Very interesting debate and topic. I to have been on the receiving end of this sort of thing for a very different reason. Tooling and loose stones. Purchasing in a country (NZ) is a logistical nightmare if you continue on purely a local business basis. most of my suppliers here have started to sell to the general public. This makes it very hard for me to make any profit on materials and because some of my business is teaching and providing tools and consumables i loos money rather than make money when building tool kits. I have found that with a little bit of leg work i have been able to find the source of most of my needs. This means that i can get my materials for the same price as my suppliers. I have now been able to compete directly with my suppliers without the large capital investment that they need to make to keep things in stock. Yes if i want something it takes longer than a day for it to get here but savings and profit gain is not only worth it i can provide products at a lower and increase my margin rather than decreasing it. One example. A dental supply place here sells marathon motors. I wanted one and asked for a demo. They said if i wanted to try it i would have to buy it. At 1600.00 nzd each i was not in a position to take the risk. I did a bit of research found the manufacturer and purchased 4 for 160.00 nzd each. They are the same bit of kit. I was criticized by the company here by going over sea for my purchase and not supporting local companies but n this case the items are not made here so why should i feel guilty. This works for Gem Stones and metals as well. the first purchase is usually a bit of a risk and you need to take care but the risk is minimal when you are talking of the savings and potential profit margin in the end.


#9

Yes I understand what your saying, but this was at a wholesale large
Jewelry show so you’d think I would get the wholesale price and not be
paying the same as on their etay page. It doesn’t leave me much meat on the
bones. I still haven’t heard back from this company either which shows me
how they treat their customers.


#10

I get ya

It would make me want to chew nails and is without a doubt a kick i the guts.
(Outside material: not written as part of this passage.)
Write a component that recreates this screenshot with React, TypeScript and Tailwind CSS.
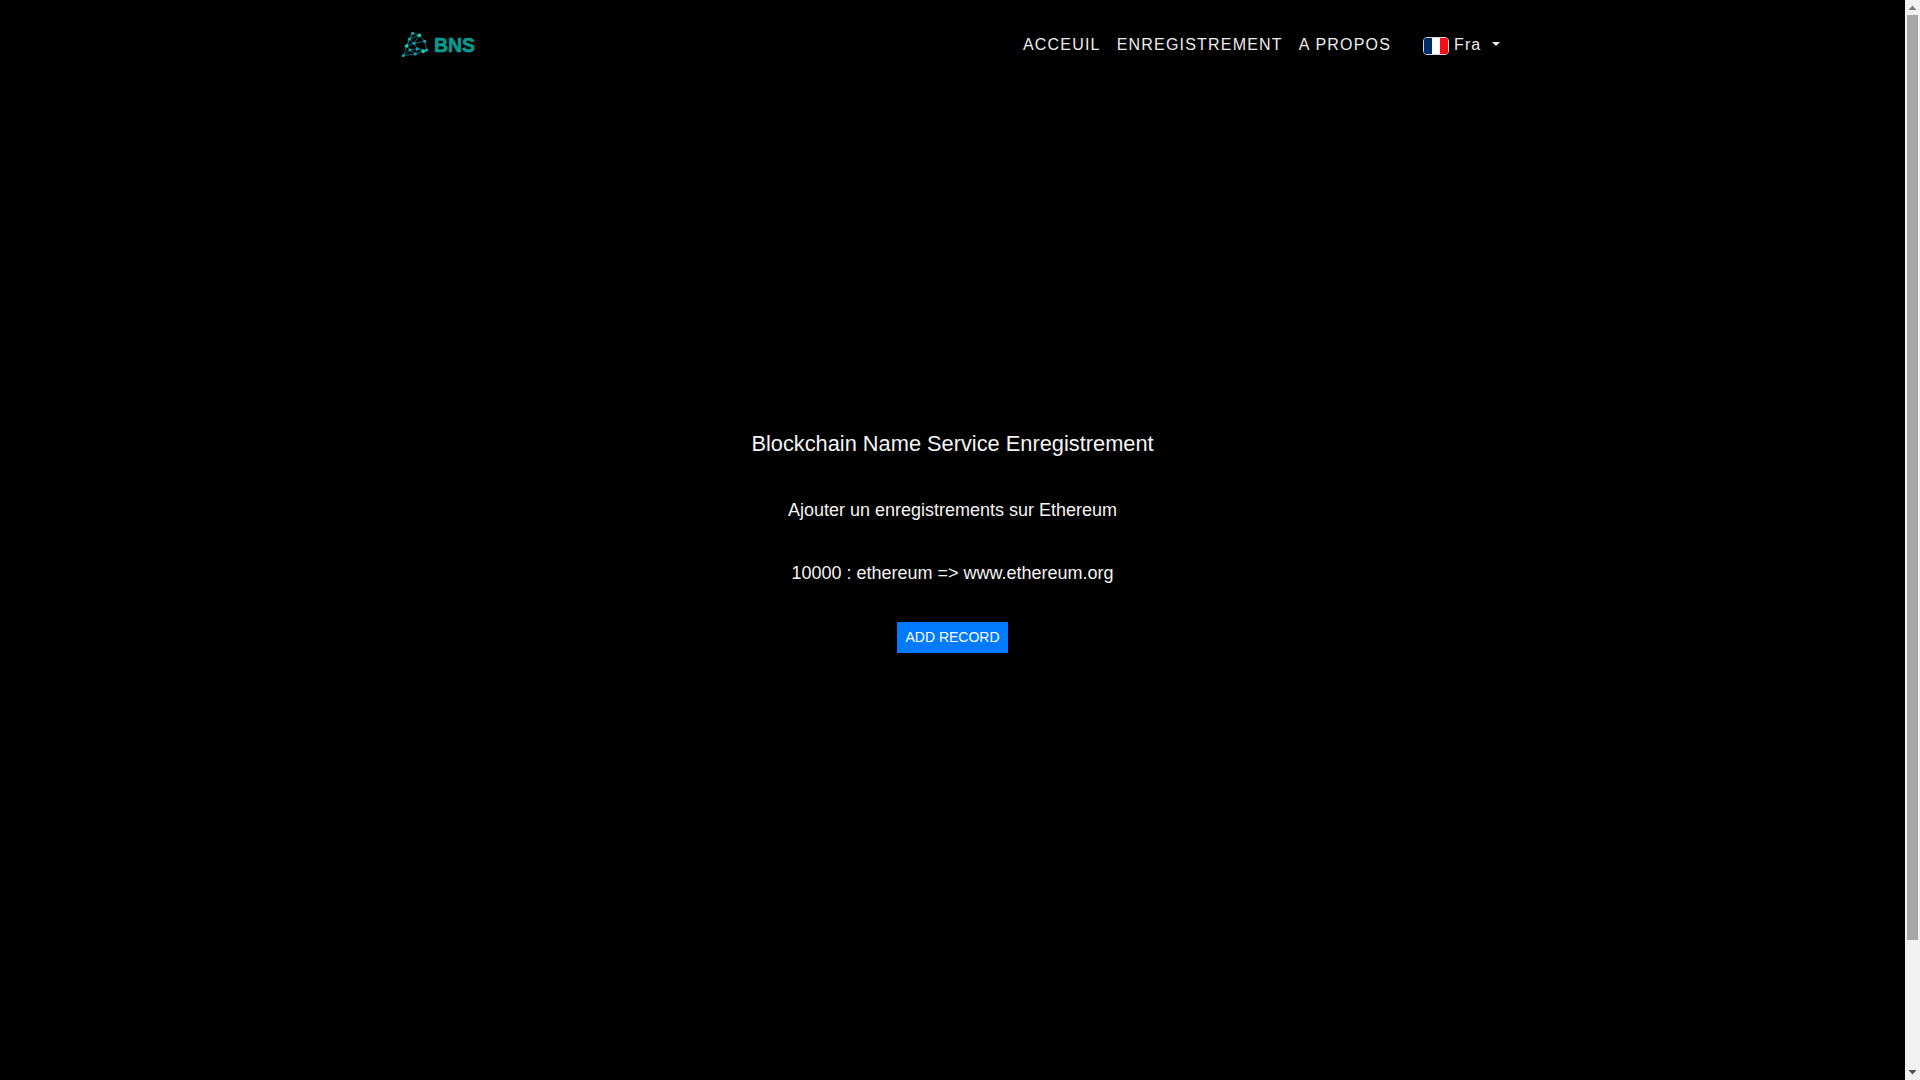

Finding a way of cutting them out of the loop in return and ending business ties while saving a profit margin is the goal.

Les


#11

You need to take your complaint to the show owners . Shows such as yours sell wholesale only and are to reflect that . In order to get into a wholesale show or the wholesale section you must show tax resale id or other proof you are a re seller or a designer, etc . I would file complaint with the show owners .

Lee Horowitz Gemologist Peru Blue Opal ltd miners-cutters-manufactuers www.perublueopal.com


#12

Your only real weapon is your wallet. Buy from dealers that are only wholesale. This whole scenario is common now. I closed my store and became a jeweler by appointment and hand engraving to the trade because of this. It’s not going to change or go away so you better adapt.